One basic lesson of Radical Closure was its practical demonstration of how short film can remain topical and relevant beyond its own era, whether for aesthetic, historical or political reasons. Podium panel discussions which took place every morning at the Festival produced a complementary sense of short film as a living, evolving form, capable of permeating onto the internet and television, into art galleries and the education system, changing meaning (and sometimes shape) with each new habitat. All these various facets of the Festival event combine in creating what Daniel Kothenschulte has identified as the special value of Oberhausen:

“What is art? What is theatre? What is film? We have become used to resorting to agency contexts when we answer that question. Art is what the art museums present, theatre is what’s performed on the stages, and film is what’s screened in the movie theatres. This simple rule will go a long way on the practical level.

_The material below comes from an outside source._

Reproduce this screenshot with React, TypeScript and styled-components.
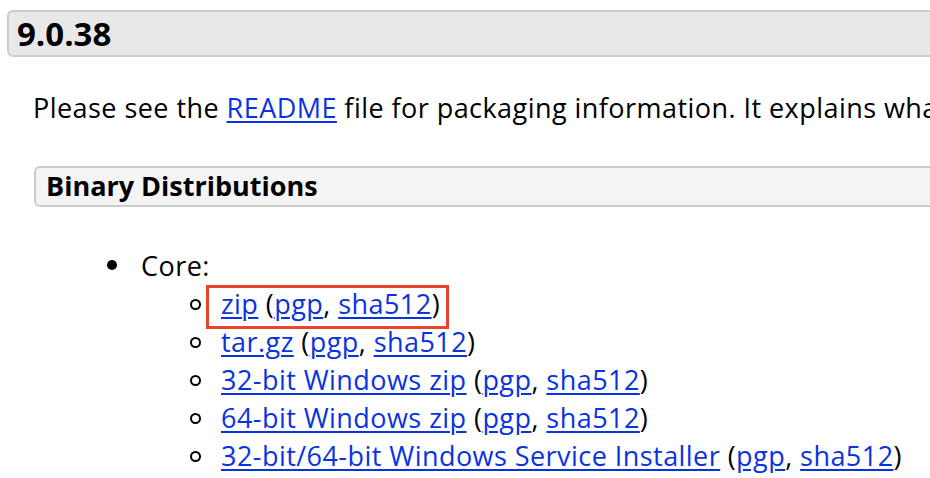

It reminds us that the definition of art has nothing to do with its quality. It cannot, however, explain the short film, because that has no home. […] Since the 1980s, if not earlier… the significance of this festival lies in its production of context.” (Frankfurter Rundschau, 11/5/2006)

This Festival is an important site for discourses of short film to be articulated; for a kind of cultural memory to be made tangible; and for the short form to generate a sense of tradition.

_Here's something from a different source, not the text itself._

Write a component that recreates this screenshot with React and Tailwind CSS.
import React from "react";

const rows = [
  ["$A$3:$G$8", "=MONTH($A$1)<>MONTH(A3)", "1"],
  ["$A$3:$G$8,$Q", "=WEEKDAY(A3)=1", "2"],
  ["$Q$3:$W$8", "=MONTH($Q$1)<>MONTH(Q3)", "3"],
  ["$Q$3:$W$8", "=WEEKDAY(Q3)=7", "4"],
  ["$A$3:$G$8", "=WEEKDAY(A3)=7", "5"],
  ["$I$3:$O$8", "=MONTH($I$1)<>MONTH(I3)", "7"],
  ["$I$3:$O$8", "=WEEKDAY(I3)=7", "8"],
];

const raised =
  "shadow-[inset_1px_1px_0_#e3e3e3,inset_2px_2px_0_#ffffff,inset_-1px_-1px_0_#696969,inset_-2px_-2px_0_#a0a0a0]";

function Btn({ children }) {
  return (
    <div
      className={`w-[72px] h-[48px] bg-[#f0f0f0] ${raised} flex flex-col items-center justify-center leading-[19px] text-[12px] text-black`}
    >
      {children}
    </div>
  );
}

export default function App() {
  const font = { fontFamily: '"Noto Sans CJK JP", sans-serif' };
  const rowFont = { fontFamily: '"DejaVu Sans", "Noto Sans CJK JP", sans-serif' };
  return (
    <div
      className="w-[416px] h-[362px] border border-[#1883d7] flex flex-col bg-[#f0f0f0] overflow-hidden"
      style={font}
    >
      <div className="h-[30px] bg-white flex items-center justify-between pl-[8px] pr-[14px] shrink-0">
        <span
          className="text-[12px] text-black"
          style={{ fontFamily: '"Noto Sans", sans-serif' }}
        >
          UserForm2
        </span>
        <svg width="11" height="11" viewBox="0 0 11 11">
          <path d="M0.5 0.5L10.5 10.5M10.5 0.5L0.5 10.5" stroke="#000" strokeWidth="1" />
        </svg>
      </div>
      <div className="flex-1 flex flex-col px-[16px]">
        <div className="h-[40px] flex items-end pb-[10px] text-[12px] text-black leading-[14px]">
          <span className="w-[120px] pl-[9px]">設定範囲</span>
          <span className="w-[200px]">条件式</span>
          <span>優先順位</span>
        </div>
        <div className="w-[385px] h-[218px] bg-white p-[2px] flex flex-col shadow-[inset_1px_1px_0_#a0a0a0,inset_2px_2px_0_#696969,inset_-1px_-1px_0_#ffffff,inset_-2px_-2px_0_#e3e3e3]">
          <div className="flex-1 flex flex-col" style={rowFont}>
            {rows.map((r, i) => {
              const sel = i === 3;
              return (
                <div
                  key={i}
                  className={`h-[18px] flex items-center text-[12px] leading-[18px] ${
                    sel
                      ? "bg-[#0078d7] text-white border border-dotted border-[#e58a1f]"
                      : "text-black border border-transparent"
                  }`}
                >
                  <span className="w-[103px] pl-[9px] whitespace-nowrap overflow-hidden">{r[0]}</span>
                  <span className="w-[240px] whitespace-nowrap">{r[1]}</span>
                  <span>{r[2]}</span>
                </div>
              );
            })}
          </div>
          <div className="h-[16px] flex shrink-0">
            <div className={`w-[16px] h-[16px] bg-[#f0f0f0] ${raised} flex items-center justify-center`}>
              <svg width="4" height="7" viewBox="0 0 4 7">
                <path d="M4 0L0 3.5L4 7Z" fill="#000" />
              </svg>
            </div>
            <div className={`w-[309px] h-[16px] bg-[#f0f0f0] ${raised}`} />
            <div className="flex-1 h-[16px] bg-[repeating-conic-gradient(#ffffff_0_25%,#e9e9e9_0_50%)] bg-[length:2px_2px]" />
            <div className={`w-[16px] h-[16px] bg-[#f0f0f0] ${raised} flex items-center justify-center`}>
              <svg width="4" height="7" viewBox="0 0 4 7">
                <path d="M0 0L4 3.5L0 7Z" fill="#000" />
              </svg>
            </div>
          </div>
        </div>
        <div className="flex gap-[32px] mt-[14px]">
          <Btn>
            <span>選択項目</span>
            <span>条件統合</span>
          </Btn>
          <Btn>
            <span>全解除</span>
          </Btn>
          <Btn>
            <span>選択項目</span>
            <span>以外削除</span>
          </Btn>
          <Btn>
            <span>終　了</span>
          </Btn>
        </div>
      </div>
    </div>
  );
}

Oberhausen 2006 left me pondering the current situation in New Zealand. I was told by selectors that only a handful of films from New Zealand had ever screened at Oberhausen and they were curious to see more work from our part of the world. In light of this I would recommend that local filmmakers make the effort to submit their films to this inspirational event and have the chance to experience what I’ve been talking about. But I also wonder just how well prepared we are here to grasp the intellectual parameters.

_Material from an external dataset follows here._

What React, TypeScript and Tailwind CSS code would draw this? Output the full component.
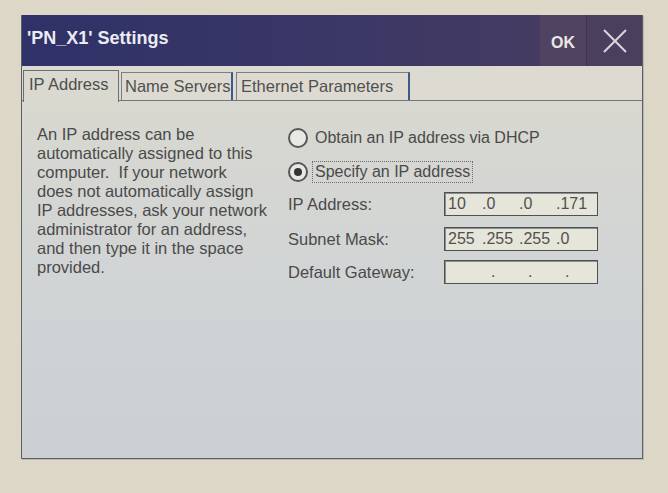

To be sure, short film has several homes in this country: screenings at the Moving Image Centre (MIC) and New Zealand Film Archive (NZFA), plus the annual round-ups of the Fringe Festival and New Zealand International Film Festivals (NZIFF). While all such events – together with the recent LOOP compilation DVDs and several New Zealand film websites – cater for the basic delivery of short films to audiences, there are really no interpretative frameworks here that are comparable with what Oberhausen provides. Screening opportunities are not what short filmmakers lack in New Zealand, nor is financial support really, given that the relative inexpensiveness of the short form is what underwrites its artistic freedom – as with poetry, short film can exist free from marketplace concerns. However, there is currently very little critical discourse about short film in New Zealand (observations to this effect have been made in the pages of Illusions by Martin Rumsby and Kathy Dudding).[10] In the absence of such a discourse, shorts in New Zealand have in the main come to be pigeon-holed as stepping stone training exercises for rookie professionals, entertaining squibs or, via the 48 Hour Film contest, symbols of over-hyped national ingenuity.

It can also be observed that there is virtually no programming along the lines of Akram Zaatari’s Radical Closure at any of our feature film festivals or film institutions, across either short or long length films.[11] As imported DVDs become more accessible, satellite-TV gains in popularity, more cinema screens are built and a profusion of festivals and mini-festivals dot the annual calendar, the patterns of programming provided by our stalwart institutions of film culture seem to be slowly but surely becoming subsumed into the general cultural wallpaper. Original curatorial projects could add a distinctive new dimension to local film culture by providing original interpretations of our moving image heritage according to some relevant theme. Along with the accompanying written material and discussions, screenings would assist in providing a platform for the discourse about film which we currently seem to lack, bringing cultural, social and political histories into relief for public audiences. At heart, such events aim to make sense of the profusion of moving images rather than merely piling more on. Establishing a modest residency with this outcome in mind - involving one or more of the NZFA, MIC, NZIFF or university film departments - would be a productive first step in fostering some of the ideals practiced so successfully at Oberhausen. Many of those writing for Illusions would be obvious contenders for steering this proposed venture in critical interpretation.


1. Gass, 52. Internationale Kurzfilmtage Oberhausen Festivalkatalog (2006), p.11. The motto “way to the neighbour” (Weg zum Nachbarn) dates from 1958. A brief history and chronology of the festival can be found on their website:

2. Oberhausen also produces an excellent Internet magazine ‘’. Subscription is available through the website.

3. Quoted from Reinhard W. Wolf’s summation of the history, possibilities and theoretical parameters of short film, “What is cinema – what is short film?” (2006). Online URL: <> [accessed December 2006]

4.See Stevens’s poem “The Idea of Order at Key West” in The Palm at the End of the Mind, New York: Vintage Books, 1990, pp.97-98.

5. Two Men and a Women was awarded a Special Mention by the International Jury.

6. In addition to Radical Closure, Oberhausen 2006 hosted several retrospective screenings, including a major series devoted to Robert Nelson.

7. Zaatari, Festivalkatalog, p.81.

8. Op. cit., p.82.

9. Ibid.

10. Martin Rumsby, “A Place Near Here”, Illusions, no.35, winter 2003, pp.15-20; Kathy Dudding, “Looking for the Fringe: A Mentor’s Notes”, op. cit., pp.12-14.

11. With this statement, I am not counting any of the relatively straightforward series on individual filmmakers which appear regularly at festivals and institutions. Nor am I including gallery exhibitions incorporating moving image works, which tend to follow the agendas of the art world. Only a few of the touring programmes provided by the Goethe Institute achieve more ambitious levels of interpretation in a screening context.